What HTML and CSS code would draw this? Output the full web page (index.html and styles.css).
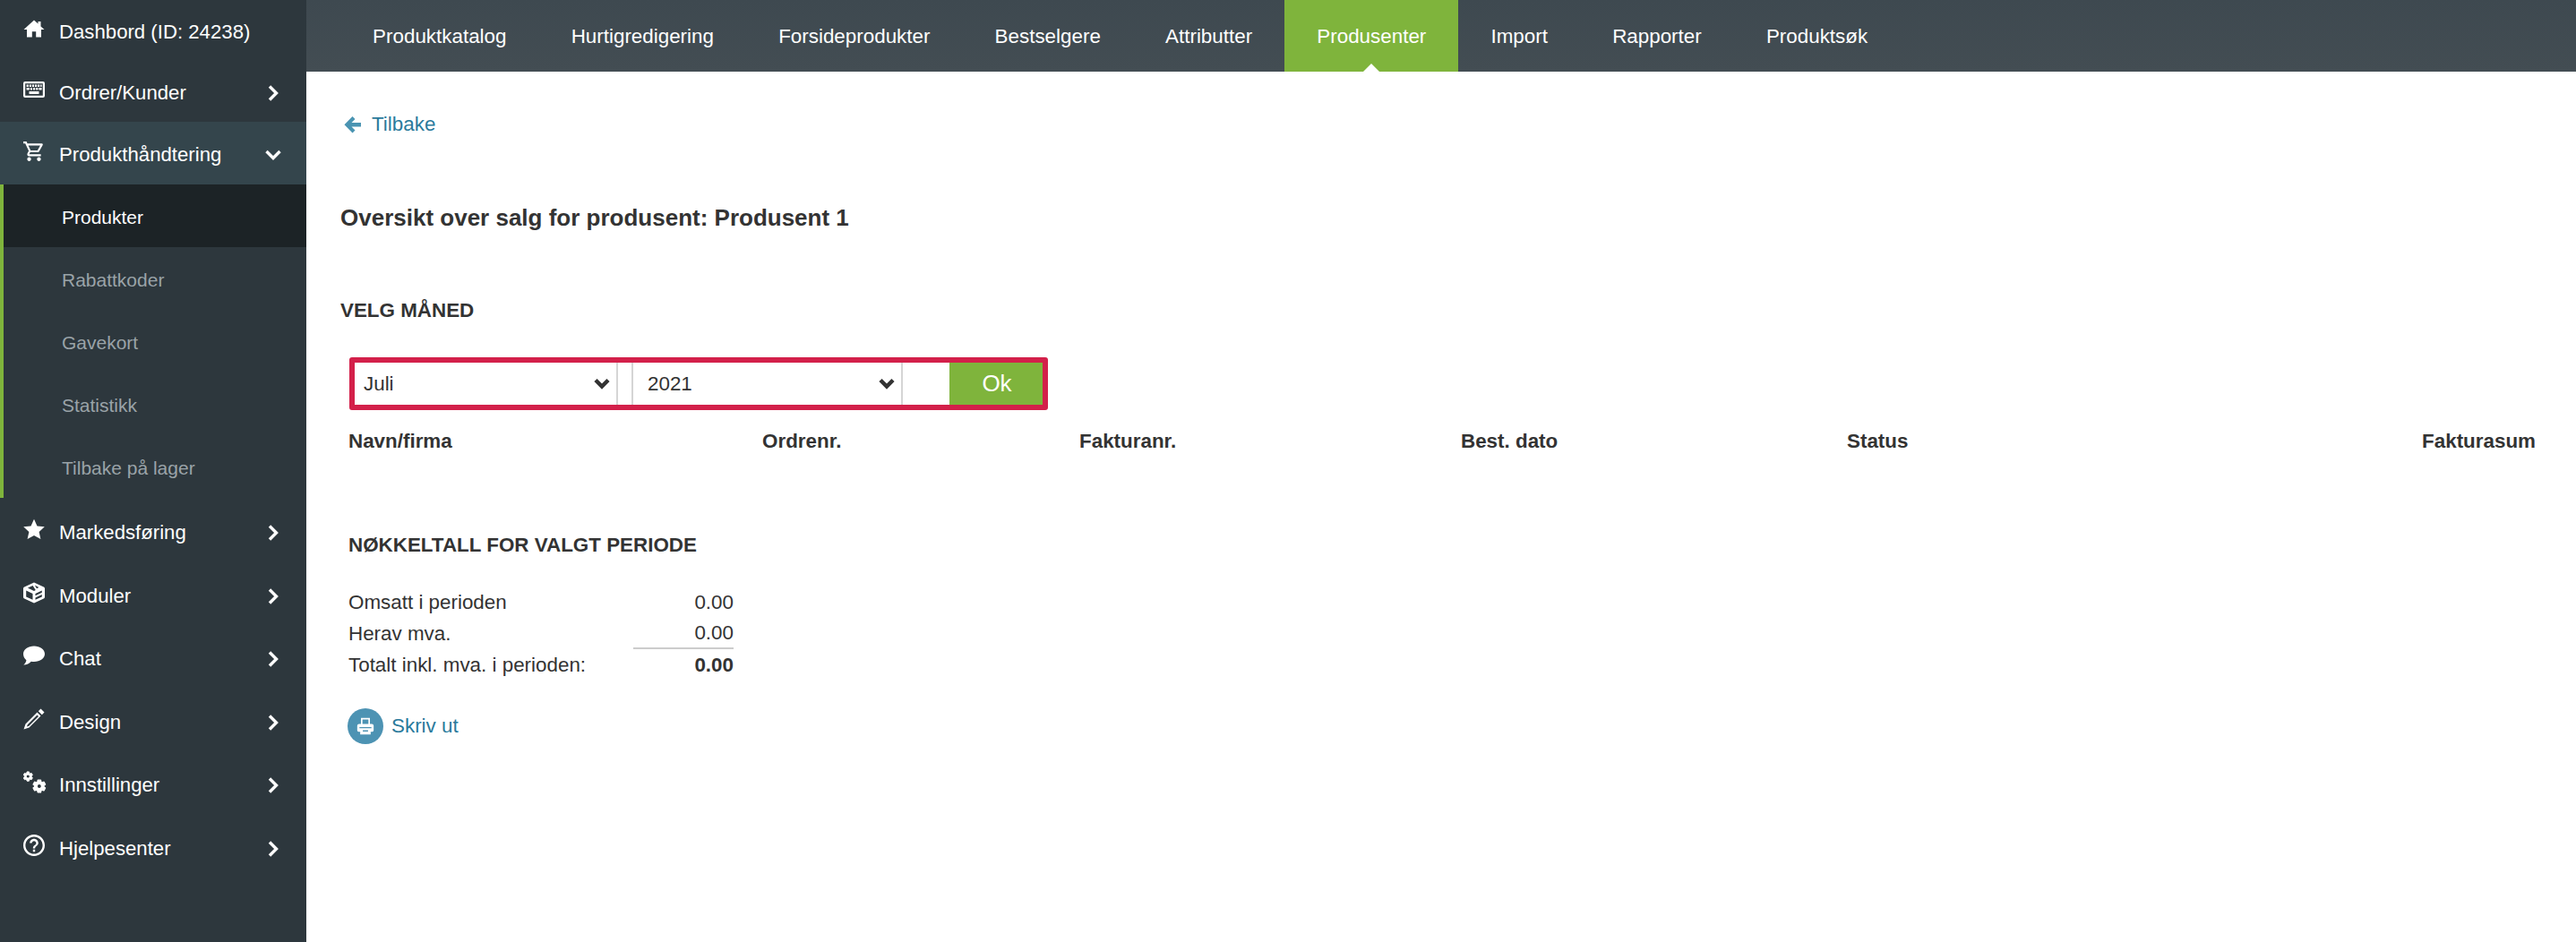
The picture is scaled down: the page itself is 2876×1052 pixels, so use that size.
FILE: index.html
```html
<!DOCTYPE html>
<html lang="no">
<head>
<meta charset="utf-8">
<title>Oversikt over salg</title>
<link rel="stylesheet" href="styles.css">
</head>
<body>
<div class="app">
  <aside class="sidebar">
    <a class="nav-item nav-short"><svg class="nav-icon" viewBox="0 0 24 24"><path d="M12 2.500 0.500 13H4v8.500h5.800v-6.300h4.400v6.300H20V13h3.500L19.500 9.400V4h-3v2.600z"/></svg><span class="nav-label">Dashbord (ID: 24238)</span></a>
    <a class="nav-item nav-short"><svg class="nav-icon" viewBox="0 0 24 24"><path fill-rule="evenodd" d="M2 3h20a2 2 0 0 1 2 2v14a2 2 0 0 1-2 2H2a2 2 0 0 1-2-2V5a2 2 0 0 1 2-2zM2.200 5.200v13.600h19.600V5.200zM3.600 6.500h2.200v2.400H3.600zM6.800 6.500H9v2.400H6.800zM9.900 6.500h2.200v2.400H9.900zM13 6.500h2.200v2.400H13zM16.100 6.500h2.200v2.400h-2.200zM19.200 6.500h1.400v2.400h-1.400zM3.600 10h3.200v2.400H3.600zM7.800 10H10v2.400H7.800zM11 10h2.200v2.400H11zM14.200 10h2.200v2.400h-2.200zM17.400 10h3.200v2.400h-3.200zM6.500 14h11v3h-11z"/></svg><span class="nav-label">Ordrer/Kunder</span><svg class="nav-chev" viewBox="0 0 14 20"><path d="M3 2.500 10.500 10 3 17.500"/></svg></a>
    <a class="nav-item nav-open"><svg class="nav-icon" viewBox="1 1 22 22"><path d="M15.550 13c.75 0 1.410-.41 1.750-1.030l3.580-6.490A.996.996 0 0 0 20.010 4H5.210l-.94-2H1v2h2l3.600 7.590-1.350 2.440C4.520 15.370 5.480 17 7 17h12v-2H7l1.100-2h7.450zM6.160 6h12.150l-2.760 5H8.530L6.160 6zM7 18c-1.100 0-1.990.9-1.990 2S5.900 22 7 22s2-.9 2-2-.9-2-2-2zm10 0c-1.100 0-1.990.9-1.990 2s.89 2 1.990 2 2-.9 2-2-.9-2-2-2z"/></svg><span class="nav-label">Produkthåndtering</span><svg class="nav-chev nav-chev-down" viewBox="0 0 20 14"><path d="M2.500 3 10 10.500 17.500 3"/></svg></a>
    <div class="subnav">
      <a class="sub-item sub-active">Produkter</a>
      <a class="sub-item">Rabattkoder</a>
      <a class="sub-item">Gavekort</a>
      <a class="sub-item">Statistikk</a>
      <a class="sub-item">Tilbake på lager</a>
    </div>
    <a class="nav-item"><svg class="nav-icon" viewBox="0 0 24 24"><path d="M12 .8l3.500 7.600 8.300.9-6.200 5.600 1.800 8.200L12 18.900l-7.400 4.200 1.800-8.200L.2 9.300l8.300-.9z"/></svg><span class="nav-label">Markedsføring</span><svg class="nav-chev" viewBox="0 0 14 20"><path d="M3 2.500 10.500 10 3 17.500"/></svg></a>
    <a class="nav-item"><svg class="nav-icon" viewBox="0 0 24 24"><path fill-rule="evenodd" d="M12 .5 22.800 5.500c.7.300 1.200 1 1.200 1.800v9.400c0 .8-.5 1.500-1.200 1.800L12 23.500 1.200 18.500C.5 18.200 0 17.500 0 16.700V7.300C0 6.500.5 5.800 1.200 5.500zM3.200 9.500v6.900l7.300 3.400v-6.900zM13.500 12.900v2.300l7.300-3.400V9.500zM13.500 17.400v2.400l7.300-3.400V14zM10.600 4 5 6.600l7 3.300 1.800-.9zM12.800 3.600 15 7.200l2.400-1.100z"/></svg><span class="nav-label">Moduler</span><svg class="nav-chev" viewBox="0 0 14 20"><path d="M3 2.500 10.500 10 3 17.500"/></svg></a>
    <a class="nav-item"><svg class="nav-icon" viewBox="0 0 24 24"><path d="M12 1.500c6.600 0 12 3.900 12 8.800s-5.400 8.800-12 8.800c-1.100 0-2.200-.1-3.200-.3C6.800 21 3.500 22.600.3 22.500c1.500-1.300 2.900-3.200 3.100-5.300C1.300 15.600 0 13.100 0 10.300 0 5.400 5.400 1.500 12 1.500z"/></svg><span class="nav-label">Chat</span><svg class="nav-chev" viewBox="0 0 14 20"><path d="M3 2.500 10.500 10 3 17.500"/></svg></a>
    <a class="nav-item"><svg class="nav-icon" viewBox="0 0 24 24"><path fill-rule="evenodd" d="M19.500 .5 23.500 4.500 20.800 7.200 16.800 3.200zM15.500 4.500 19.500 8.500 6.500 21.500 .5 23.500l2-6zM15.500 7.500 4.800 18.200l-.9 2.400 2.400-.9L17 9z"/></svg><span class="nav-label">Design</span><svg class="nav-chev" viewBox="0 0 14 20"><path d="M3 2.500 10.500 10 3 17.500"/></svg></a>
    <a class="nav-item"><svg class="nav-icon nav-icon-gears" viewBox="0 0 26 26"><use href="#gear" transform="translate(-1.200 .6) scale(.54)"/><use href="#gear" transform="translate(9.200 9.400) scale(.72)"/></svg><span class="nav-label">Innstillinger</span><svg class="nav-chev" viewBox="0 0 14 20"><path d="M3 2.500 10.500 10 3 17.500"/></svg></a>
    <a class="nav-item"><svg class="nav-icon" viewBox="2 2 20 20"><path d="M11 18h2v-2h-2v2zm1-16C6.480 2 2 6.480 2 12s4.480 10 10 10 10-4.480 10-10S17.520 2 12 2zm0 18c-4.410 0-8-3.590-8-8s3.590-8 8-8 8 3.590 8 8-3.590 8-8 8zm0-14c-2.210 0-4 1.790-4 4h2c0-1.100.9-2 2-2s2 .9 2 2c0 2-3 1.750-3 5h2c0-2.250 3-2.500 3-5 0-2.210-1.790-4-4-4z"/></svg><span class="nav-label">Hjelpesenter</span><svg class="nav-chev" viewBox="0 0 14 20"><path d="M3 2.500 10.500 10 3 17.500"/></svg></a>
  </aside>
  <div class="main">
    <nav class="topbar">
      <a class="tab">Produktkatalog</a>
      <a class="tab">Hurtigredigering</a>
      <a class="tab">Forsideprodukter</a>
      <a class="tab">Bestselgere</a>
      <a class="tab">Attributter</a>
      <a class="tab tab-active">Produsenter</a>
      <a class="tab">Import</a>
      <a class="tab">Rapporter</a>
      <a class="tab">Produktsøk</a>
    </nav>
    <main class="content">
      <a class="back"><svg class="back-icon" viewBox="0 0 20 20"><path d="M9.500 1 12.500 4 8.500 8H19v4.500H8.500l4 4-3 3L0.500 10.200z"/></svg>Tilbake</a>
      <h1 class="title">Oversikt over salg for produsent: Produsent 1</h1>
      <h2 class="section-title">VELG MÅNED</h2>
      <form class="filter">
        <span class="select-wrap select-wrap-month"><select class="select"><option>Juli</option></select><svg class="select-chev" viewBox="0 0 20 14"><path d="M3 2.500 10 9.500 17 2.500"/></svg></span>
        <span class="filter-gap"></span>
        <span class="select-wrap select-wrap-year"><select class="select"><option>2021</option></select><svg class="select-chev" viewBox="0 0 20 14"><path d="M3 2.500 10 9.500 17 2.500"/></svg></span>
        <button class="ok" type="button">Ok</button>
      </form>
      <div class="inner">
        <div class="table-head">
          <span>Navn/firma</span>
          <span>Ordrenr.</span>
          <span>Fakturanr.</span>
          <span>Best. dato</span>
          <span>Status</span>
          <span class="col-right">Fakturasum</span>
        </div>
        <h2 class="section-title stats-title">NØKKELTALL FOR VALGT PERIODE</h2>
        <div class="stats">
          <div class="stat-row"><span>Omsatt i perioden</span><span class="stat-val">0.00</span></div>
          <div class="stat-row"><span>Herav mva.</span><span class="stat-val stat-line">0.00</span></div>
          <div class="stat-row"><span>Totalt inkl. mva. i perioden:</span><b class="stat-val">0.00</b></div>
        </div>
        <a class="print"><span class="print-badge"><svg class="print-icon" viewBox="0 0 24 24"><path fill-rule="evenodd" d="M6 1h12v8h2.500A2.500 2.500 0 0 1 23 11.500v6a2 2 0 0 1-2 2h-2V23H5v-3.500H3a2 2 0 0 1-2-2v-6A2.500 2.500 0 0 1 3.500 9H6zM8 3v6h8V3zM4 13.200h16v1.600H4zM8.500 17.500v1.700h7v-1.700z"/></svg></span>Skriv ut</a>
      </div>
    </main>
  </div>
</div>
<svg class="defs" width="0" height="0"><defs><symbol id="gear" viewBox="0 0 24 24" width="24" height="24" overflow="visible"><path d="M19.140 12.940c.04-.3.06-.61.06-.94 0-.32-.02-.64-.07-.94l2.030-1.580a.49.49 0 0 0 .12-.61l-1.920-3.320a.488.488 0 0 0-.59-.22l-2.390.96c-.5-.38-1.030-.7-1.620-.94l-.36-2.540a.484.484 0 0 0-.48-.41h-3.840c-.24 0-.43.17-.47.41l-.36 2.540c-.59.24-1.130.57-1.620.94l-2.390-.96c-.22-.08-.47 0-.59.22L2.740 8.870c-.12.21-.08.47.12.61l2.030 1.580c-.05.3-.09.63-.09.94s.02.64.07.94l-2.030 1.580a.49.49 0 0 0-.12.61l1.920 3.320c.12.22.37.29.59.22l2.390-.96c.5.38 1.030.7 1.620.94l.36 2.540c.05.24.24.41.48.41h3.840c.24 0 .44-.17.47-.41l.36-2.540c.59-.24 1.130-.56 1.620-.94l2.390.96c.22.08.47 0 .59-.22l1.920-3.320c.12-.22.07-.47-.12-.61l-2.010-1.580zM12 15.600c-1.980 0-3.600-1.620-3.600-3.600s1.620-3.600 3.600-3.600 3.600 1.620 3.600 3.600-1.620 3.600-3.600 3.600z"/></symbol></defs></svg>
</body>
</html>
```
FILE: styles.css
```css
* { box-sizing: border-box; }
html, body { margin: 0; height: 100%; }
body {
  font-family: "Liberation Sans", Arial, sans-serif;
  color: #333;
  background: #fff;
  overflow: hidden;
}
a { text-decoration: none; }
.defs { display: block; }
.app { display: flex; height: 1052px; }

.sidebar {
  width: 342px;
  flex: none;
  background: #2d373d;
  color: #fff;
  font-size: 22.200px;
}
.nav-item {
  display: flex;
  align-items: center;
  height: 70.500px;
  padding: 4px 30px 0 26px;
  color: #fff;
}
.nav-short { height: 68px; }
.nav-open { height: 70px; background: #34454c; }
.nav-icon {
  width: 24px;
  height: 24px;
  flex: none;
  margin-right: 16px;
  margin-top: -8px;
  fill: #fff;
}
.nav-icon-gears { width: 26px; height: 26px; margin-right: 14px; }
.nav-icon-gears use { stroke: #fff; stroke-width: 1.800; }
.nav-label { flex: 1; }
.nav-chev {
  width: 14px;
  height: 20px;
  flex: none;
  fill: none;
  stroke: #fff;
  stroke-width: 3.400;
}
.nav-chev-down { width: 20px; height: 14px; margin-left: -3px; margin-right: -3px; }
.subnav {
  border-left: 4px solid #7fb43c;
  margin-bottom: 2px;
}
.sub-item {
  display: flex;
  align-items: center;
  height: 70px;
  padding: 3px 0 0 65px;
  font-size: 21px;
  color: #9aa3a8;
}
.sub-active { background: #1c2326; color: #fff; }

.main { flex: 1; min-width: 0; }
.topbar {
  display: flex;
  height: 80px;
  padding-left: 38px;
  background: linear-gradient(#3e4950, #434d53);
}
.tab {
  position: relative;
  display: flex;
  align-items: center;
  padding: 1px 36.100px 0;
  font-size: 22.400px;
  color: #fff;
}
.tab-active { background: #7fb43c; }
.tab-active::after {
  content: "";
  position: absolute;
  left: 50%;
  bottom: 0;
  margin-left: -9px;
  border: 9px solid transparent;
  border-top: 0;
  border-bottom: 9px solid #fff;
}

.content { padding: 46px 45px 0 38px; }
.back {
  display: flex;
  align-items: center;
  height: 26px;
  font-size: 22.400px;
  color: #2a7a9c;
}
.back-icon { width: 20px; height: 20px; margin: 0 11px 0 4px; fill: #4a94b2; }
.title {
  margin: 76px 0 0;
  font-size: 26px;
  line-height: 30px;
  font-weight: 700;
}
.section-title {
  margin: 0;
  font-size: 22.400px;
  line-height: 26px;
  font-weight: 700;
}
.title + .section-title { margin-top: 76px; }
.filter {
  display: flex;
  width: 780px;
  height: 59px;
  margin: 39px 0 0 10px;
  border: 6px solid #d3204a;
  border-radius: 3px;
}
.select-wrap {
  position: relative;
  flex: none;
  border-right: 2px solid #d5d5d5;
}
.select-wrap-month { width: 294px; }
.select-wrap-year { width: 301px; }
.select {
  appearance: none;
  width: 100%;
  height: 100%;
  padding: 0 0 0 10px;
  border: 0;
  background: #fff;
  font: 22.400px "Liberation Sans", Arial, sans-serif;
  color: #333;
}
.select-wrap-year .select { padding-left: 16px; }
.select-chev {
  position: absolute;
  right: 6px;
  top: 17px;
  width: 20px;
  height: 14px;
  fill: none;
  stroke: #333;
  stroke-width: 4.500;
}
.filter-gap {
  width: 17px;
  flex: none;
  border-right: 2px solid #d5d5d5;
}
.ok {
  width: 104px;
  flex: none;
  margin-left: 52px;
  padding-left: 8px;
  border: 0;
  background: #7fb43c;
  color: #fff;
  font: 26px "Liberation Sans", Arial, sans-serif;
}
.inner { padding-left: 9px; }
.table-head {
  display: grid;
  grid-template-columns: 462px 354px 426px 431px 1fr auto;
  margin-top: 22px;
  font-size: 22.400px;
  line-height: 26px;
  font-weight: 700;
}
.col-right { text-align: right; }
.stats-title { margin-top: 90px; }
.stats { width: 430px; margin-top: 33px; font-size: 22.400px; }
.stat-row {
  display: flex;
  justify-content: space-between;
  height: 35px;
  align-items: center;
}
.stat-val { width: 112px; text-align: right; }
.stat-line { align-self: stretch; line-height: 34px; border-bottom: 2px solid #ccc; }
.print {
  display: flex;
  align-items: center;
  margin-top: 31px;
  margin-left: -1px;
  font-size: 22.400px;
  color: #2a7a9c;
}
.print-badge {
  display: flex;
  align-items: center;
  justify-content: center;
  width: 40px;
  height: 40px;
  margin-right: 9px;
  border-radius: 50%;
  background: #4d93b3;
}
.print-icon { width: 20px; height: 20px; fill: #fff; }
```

* * *

#### Brief
All lines above with "page" in them should be returned.

#### Task answer
What HTML and CSS code would draw this? Output the full web page (index.html and styles.css).
The picture is scaled down: the page itself is 2876×1052 pixels, so use that size.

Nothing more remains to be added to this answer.